Afin de lever ce doute, Vahid va chercher et réussir à se rapprocher d’autres anciens prisonniers ayant subi des tortures dans le même environnement que lui, Salar, un homme rencontré dans une librairie, Shiva, une photographe de mariages, Golrokh et Ali, un couple sur le point de se marier, Hamid, un homme particulièrement exalté, et chacune et chacun va avoir une vision qui lui est propre de ce qu’il faut faire de Eghbal. Est-il envisageable de le tuer tant qu’on n’a pas la certitude qu’il s’agit bien de leur tortionnaire, tant qu’il n’a pas avoué ? Et puis, « ce n’est pas parce qu’ils ont eu recours à la violence qu’on doit le faire aussi ». L’incertitude, donc, entrave ce désir de vengeance qui, en plus, n’est donc pas partagé par tous les protagonistes. La crainte aussi de subir des représailles. Seul Hamid se montre certain d’avoir reconnu son bourreau Pourquoi ? Comment ? En palpant ses jambes : il avait un bandeau sur les yeux lorsqu’il était prisonnier, son gardien n’arrêtait pas de lui faire palper sa jambe et il est certain de l’avoir reconnue au toucher. Ce sujet très grave de la vengeance est traité avec de nombreuses pointes d’humour, et Jafar Panahi ne se prive pas d’y ajouter une dénonciation pleine d’acidité de la tradition des pots de vin dans la bureaucratie iranienne. Quand bien même la situation de Jafar Panahi s’est améliorée après sa 2ème incarcération,le jugement qui lui interdisait de filmer, d’écrire, de répondre à des interviews et de voyager ayant été abrogé, il a choisi de continuer à travailler hors système, sans demander une autorisation que, pense-t-il, il n’aurait de toute façon pas obtenu. Cela explique que, dans Un simple accident, il arrive souvent à Shiva et à Golrokh d’apparaître sans voile.
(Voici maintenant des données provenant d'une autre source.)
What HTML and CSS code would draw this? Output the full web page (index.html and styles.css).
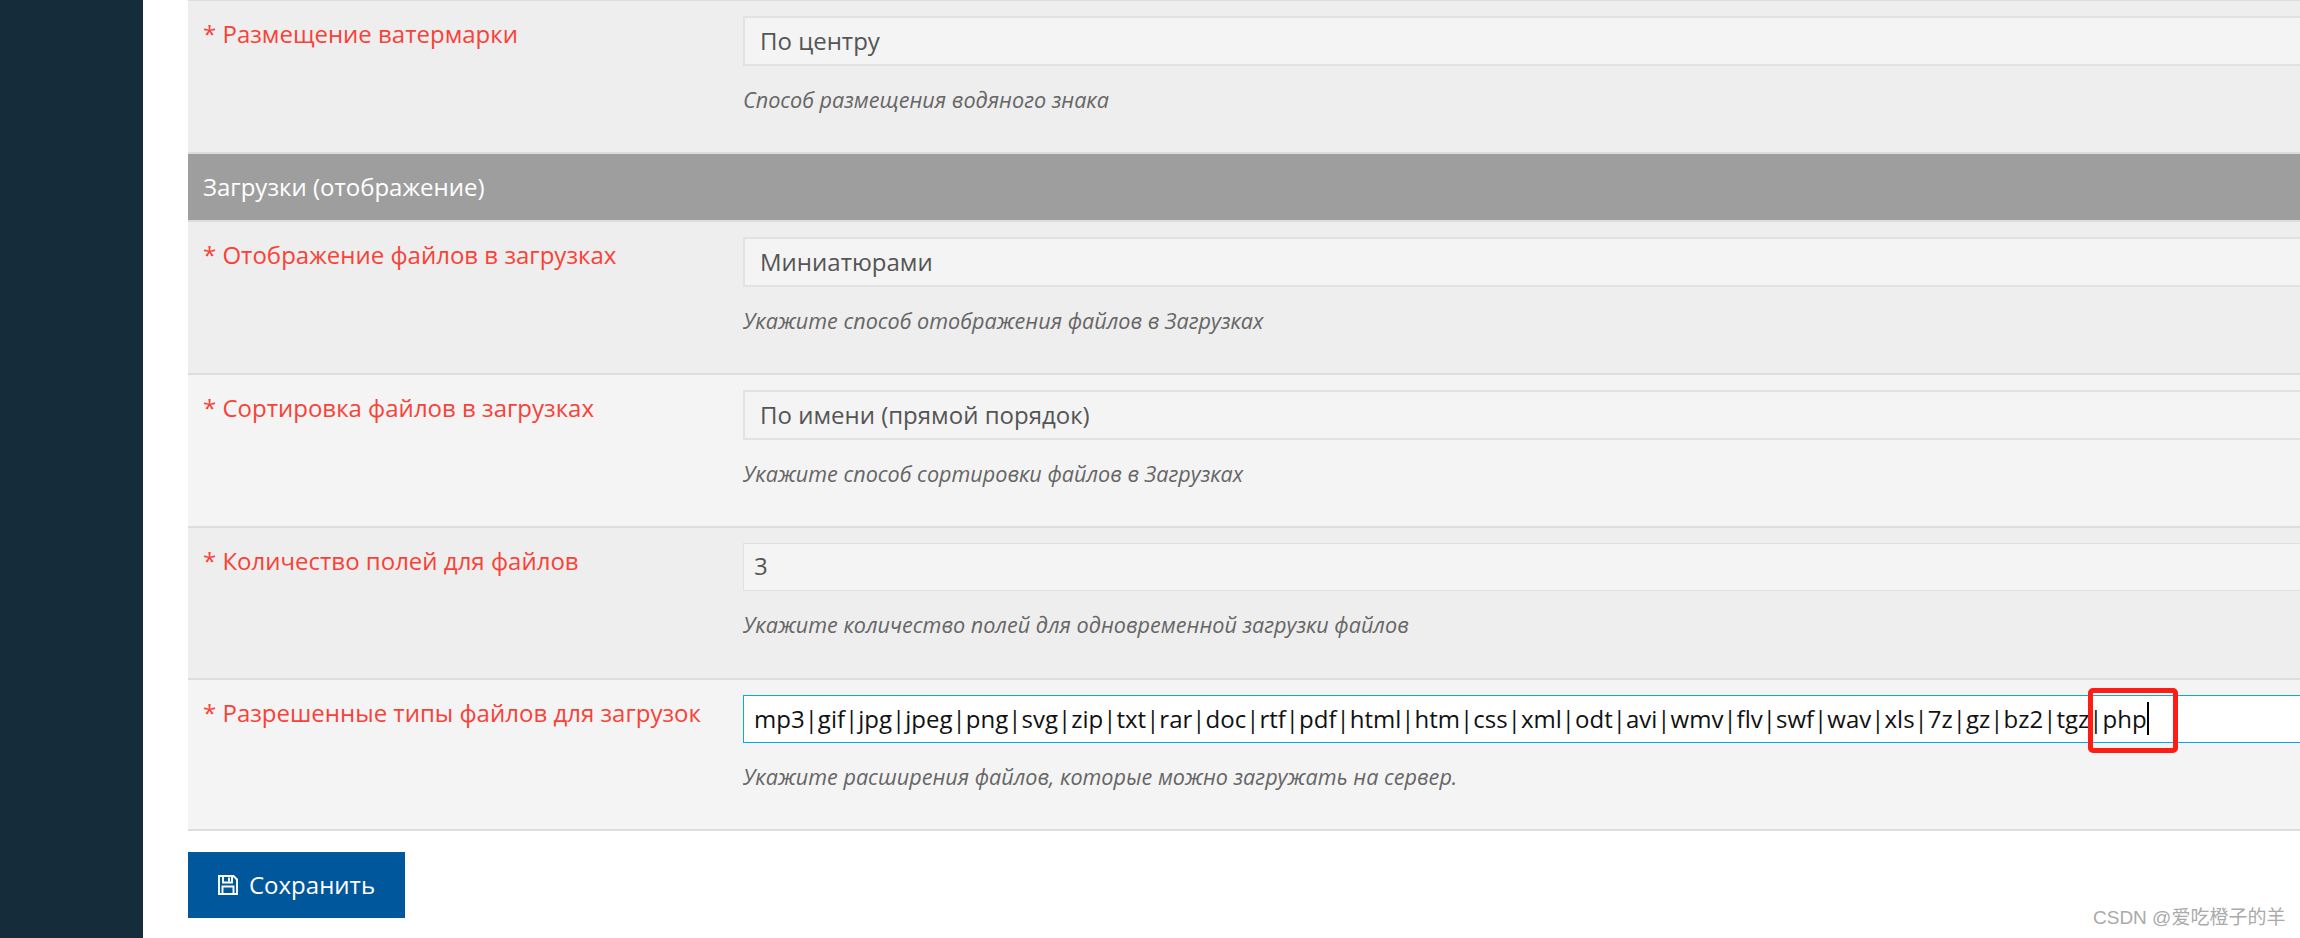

Il est intéressant de noter que, actuellement, la situation en Iran est telle que, contrairement à ce qui, auparavant, se passait le plus souvent pour les films se montrant critiques envers le régime, tous les interprètes et tous les techniciens ont souhaité que leur nom apparaisse au générique et la plupart sont venus à Cannes avec le réalisateur.